**What the task asks**
For each line of the data below that holds "index", copy the line.

**Dataset excerpts**

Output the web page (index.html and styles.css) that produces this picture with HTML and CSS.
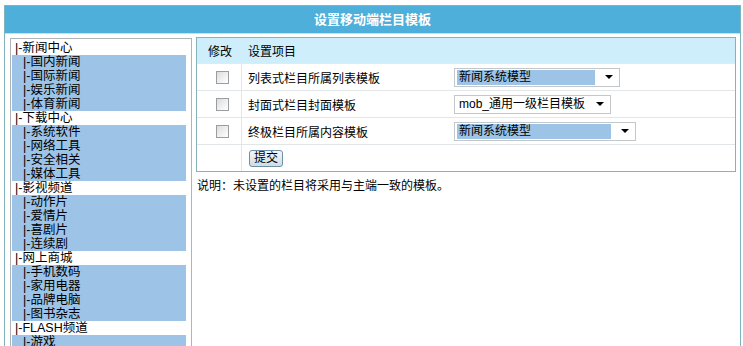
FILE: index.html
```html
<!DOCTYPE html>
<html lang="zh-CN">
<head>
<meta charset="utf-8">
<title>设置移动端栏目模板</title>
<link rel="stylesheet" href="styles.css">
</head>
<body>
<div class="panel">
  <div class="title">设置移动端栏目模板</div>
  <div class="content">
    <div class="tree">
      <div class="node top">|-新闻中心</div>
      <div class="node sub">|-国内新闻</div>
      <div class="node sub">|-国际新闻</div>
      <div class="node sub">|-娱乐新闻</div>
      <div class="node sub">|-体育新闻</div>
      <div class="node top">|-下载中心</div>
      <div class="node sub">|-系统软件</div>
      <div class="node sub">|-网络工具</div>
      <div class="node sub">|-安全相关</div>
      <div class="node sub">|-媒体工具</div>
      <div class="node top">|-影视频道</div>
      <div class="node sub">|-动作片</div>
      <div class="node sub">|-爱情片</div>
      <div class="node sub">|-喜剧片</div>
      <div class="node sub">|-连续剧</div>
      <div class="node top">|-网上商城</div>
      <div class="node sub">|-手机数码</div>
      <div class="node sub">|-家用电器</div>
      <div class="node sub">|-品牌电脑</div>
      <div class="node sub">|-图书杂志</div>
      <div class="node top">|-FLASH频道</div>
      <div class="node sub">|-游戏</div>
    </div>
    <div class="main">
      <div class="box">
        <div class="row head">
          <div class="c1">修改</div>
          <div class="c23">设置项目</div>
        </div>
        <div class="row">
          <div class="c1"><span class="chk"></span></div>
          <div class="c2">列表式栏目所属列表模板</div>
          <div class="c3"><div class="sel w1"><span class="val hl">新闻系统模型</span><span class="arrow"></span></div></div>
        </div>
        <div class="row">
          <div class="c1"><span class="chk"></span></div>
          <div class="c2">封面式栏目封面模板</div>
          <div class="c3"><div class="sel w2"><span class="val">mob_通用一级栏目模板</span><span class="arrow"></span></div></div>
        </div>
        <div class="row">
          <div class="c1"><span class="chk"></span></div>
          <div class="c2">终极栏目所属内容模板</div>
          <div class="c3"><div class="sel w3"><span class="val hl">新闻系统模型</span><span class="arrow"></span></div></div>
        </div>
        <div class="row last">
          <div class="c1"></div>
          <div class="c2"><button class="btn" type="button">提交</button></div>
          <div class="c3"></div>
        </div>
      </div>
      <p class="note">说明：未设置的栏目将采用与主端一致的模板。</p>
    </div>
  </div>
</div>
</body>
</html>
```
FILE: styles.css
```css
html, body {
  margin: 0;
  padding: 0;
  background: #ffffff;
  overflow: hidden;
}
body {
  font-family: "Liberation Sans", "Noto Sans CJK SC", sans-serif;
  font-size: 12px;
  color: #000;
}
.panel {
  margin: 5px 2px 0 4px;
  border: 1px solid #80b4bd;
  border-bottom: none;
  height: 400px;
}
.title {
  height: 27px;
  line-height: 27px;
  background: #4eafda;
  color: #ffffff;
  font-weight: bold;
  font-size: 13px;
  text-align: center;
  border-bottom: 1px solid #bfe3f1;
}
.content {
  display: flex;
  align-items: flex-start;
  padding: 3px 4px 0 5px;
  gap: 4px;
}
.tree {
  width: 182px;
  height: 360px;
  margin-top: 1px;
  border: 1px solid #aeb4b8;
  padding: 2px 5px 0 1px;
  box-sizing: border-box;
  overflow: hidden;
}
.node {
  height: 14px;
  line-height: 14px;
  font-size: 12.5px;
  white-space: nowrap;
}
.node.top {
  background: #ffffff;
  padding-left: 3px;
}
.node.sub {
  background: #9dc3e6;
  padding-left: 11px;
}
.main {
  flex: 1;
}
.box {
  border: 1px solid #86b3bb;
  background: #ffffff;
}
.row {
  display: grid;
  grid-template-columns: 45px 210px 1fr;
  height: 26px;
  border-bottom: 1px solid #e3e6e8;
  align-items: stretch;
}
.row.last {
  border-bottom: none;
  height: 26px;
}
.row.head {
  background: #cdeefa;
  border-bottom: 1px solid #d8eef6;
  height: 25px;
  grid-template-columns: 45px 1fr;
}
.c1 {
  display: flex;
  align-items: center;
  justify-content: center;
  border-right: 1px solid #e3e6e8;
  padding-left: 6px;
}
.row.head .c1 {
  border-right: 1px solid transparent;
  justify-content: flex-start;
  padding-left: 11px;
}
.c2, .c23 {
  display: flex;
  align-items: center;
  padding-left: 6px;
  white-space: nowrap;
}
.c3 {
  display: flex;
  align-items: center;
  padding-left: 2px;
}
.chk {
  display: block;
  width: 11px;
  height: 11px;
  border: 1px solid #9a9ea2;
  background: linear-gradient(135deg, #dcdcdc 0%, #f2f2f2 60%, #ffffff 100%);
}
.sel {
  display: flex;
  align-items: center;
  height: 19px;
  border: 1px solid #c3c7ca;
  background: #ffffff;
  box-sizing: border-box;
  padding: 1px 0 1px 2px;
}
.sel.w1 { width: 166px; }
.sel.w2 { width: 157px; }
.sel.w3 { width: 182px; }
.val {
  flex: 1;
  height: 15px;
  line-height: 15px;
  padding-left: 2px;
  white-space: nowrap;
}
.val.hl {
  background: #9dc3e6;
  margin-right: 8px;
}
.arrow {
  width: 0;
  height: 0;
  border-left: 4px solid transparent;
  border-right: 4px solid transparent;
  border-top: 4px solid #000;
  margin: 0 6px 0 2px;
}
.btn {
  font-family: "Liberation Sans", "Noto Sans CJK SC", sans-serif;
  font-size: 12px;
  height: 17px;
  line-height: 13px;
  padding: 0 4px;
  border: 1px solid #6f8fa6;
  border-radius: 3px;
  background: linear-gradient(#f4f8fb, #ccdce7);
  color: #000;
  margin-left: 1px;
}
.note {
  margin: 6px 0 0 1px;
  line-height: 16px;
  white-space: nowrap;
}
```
==
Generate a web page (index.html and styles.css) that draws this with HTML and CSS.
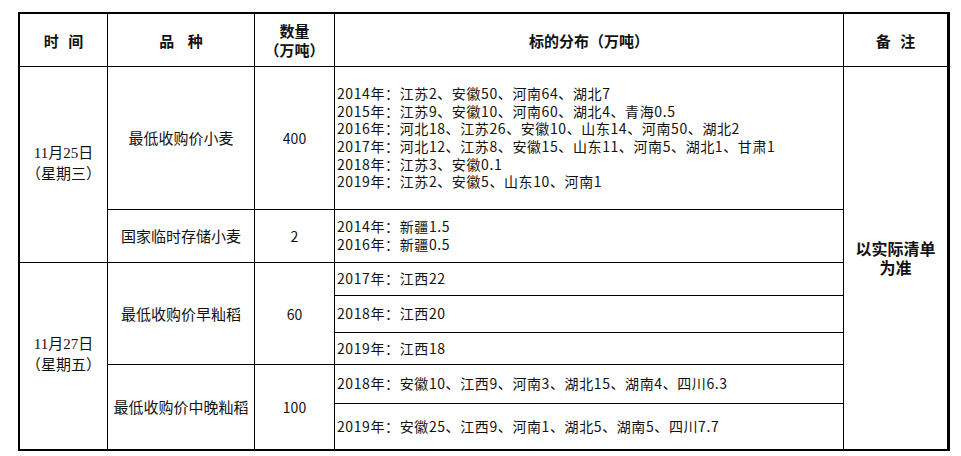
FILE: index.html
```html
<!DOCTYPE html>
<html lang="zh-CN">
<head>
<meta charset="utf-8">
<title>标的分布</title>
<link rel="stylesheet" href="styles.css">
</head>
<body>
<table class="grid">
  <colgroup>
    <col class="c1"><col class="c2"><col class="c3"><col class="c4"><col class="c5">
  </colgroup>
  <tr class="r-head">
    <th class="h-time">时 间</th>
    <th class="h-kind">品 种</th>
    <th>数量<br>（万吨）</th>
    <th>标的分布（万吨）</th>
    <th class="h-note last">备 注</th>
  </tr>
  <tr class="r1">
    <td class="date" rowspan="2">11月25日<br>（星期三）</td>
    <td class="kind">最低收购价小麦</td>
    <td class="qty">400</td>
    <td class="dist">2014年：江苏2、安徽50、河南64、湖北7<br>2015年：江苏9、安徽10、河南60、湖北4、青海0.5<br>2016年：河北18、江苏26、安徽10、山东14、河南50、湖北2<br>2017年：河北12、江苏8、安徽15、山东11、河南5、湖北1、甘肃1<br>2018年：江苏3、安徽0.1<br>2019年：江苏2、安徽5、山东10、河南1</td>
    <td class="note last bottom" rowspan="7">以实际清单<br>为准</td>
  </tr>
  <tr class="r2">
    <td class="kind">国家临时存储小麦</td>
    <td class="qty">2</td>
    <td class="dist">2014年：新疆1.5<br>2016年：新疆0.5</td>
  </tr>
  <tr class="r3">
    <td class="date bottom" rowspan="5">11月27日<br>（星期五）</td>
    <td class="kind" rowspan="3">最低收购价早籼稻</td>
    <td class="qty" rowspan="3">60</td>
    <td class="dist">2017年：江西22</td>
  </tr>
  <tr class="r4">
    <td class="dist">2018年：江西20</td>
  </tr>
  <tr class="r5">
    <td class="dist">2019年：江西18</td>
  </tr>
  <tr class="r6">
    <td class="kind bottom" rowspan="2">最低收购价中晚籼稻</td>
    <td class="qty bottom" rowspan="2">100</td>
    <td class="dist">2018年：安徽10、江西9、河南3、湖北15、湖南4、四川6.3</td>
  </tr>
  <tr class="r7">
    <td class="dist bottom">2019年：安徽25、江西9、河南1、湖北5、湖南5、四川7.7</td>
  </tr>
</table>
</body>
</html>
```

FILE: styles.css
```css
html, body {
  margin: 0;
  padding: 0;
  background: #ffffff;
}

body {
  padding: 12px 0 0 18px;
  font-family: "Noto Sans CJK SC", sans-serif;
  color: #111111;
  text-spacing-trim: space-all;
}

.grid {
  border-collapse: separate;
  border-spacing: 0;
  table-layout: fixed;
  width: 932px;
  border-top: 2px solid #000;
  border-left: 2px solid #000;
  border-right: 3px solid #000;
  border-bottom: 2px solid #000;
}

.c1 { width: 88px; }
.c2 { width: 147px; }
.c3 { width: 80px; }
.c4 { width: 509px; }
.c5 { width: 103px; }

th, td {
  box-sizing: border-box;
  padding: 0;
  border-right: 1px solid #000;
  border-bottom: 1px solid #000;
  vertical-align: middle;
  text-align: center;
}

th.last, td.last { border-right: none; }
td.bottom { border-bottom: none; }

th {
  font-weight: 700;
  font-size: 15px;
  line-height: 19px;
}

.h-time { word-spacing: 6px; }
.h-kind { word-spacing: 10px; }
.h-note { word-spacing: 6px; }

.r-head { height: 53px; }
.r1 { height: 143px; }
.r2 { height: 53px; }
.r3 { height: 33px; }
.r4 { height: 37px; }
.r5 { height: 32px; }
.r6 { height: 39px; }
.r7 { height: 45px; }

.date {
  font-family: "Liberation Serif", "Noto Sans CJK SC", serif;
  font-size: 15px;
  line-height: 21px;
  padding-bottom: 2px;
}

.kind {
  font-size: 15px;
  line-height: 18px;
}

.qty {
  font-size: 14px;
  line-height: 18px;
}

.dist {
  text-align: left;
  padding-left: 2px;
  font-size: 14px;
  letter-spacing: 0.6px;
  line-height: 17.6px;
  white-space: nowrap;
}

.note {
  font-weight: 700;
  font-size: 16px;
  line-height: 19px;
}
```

**Full output**
Output the web page (index.html and styles.css) that produces this picture with HTML and CSS.
FILE: index.html
Generate a web page (index.html and styles.css) that draws this with HTML and CSS.
FILE: index.html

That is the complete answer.